FRUIT OF THE MOUTH
Rabbi David Walk
Rabbi Bahye ben Asher ibn Halawa was one of the great Jewish scholars of
This week's Torah reading continues the discussion of the mysterious ailment called tzora'at, which began last week. Conventional wisdom translates this as leprosy, but we really don't what it was and many modern translations just transliterate the word. Rabbeinu Bahye follows the rabbinic tradition that tzora'at strikes as a result of sins of speech, most famously lashon hara or gossip. The verse he quotes is: From the fruit of a person's mouth one's stomach is satisfied, with the product of one's lips is one fully sated (Proverbs 18:20). The very next verse dramatically emphasizes the terrifying power of speech, 'Death and life are in the power of the tongue, and those who love to talk will reap the consequences.' The traditional approach to these verses is offered by the famous commentary Metzudot David (Rabbi David Altshuler, 17th century), 'If one speaks words of Torah life results, if one gossips then death follows.' But I think that a great approach is suggested by the Malbim (Rabbi Meir Leibish ben Yechiel Michel, 1809-1879), who suggests that the mouth hints at wisdom which is satisfactory for the individual, but doesn't necessarily go out to influence the world. That's why the fruit of one's mouth satisfies one's own innards (Hebrew: bitno or stomach in the translation). The produce of one's lips represents the knowledge which goes out to the world which inspires others and therefore the entire person is satisfied.

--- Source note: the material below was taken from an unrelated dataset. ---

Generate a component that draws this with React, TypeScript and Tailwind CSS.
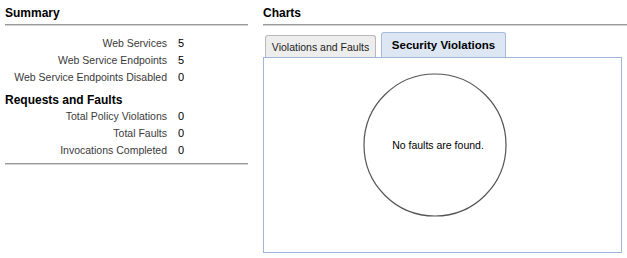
import React from "react";

const font = { fontFamily: '"Liberation Sans", Arial, sans-serif' };

function Rule() {
  return (
    <div className="flex flex-col">
      <div className="h-[1px] bg-[#9a9a9a]" />
      <div className="h-[1px] bg-[#d4d4d4]" />
    </div>
  );
}

function Row({ label, value }: { label: string; value: string }) {
  return (
    <div className="flex h-[17px] items-center">
      <div className="w-[162px] text-right text-[10.5px] text-[#3a3a3a]">{label}</div>
      <div className="ml-[11px] text-black">{value}</div>
    </div>
  );
}

export default function App() {
  return (
    <div
      className="flex w-[627px] h-[258px] bg-white text-[11px] leading-[14px] text-black overflow-hidden"
      style={font}
    >
      <div className="ml-[5px] w-[243px] flex flex-col">
        <div className="pt-[6px] font-bold text-[12px] leading-[14px]">Summary</div>
        <div className="mt-[4px]">
          <Rule />
        </div>
        <div className="mt-[8px]">
          <Row label="Web Services" value="5" />
          <Row label="Web Service Endpoints" value="5" />
          <Row label="Web Service Endpoints Disabled" value="0" />
        </div>
        <div className="mt-[8px] font-bold text-[12px] leading-[14px]">Requests and Faults</div>
        <div>
          <Row label="Total Policy Violations" value="0" />
          <Row label="Total Faults" value="0" />
          <Row label="Invocations Completed" value="0" />
        </div>
        <div className="mt-[5px]">
          <Rule />
        </div>
      </div>

      <div className="ml-[15px] flex-1 flex flex-col">
        <div className="pt-[6px] font-bold text-[12px] leading-[14px]">Charts</div>
        <div className="mt-[4px]">
          <Rule />
        </div>
        <div className="mt-[6px] flex items-end ml-[2px] h-[25px]">
          <div className="h-[22px] w-[111px] flex items-center justify-center rounded-t-[3px] border border-b-0 border-[#b8b8b8] bg-[#ededed] text-[10.5px] text-[#222]">
            Violations and Faults
          </div>
          <div className="ml-[5px] h-[25px] w-[125px] flex items-center justify-center rounded-t-[3px] border border-b-0 border-[#a6bcdc] bg-[#dce7f3] font-bold text-[11.5px]">
            Security Violations
          </div>
        </div>
        <div className="mr-[5px] h-[196px] border border-[#9fb6da] bg-white">
          <svg width="146" height="146" className="ml-[98px] mt-[14px] block">
            <circle cx="73" cy="73" r="71" fill="white" stroke="#555" strokeWidth="1.2" />
            <text
              x="76"
              y="77"
              textAnchor="middle"
              fontSize="10.5"
              fill="#000"
              style={font}
            >
              No faults are found.
            </text>
          </svg>
        </div>
      </div>
    </div>
  );
}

Rabbeinu Yonah of Geronah (Rabbi Yonah ben Avraham, d. 1263), whose commentary was known to Rabbeinu Bahye, takes a different approach. He explains that the term pri or fruit can refer to reward or punishment. He therefore presents the first half of the verse as punishment which fills one's innards, and it doesn't imply satisfaction as much as filled with pain or suffering. The second half of the verse describes the contentment which results from positive speech.
Finally, we're ready for the comments of Rabbeinu Bahye, who apparently is building on the comment of Rabbeinu Yonah. He begins by informing us that King Solomon is teaching us the immense power of one's speech for both good and bad. When this capacity is used for negative purpose, the repercussions are just waiting to fill our world with pain and suffering. However, when we utilize this amazing faculty for good and the benefit of others 'God comes with reward and is accompanied by recompense (Isaiah 40:10).' The punishments are administered by God's agents, but the rewards are delivered personally by God. But what are these positive applications of our power of speech?
Rabbeinu Bahye specifies two areas at the outset of his comment, and they are words of Torah and rebuke. He declares that these uses of our power of speech bring merit and reward to our world. I get what he means by Torah words, but what does he mean by 'rebuke'? My first impression is that this means telling others off and censuring them. However a few lines later he explains that these words of rebuke are words of 'life, truth and peace'. He's not talking about scolding others, emphasizing the negativity. Instead he is propounding an agenda of positive, heartening words of support and encouragement. Rabbeinu Bahye proposes a plan for utilizing our speech to egg on those around us to greater achievement, especially in the area of bringing peace and harmony between feuding friends and neighbors. Reproach when delivered with love and support can accomplish wonders.
So many times when we read about this parsha and the terrible punishments for spreading gossip, rumors and slander, we hear the authorities propose limiting the words that we utter. I understand that approach, and I know that for some that advice can be very useful, even to the extent of observing a ta'anit dibur (a hiatus of speaking). But I find the proposal of Rabbeinu Bahye more attractive. When you have people like me who love to talk, it's refreshing to hear one of our Torah giants cheering us on into positive and fruitful directions with all that talk. The greatest filter to speech, I believe, should be taking that extra instant to think about what we want to say before uttering it. That split second can be the most valuable time we ever use.
In so many Jewish sources the power of speech is praised as the greatest asset with which God has endowed us. Why should we look for ways to limit this marvelous gift? It's important to find ways to utilize this ability to bestow blessing and good fortune upon our world. As King Solomon informs us the fruit of our mouths can be sweet and productive. Let's sow that effort and then harvest it for the benefit of all mankind.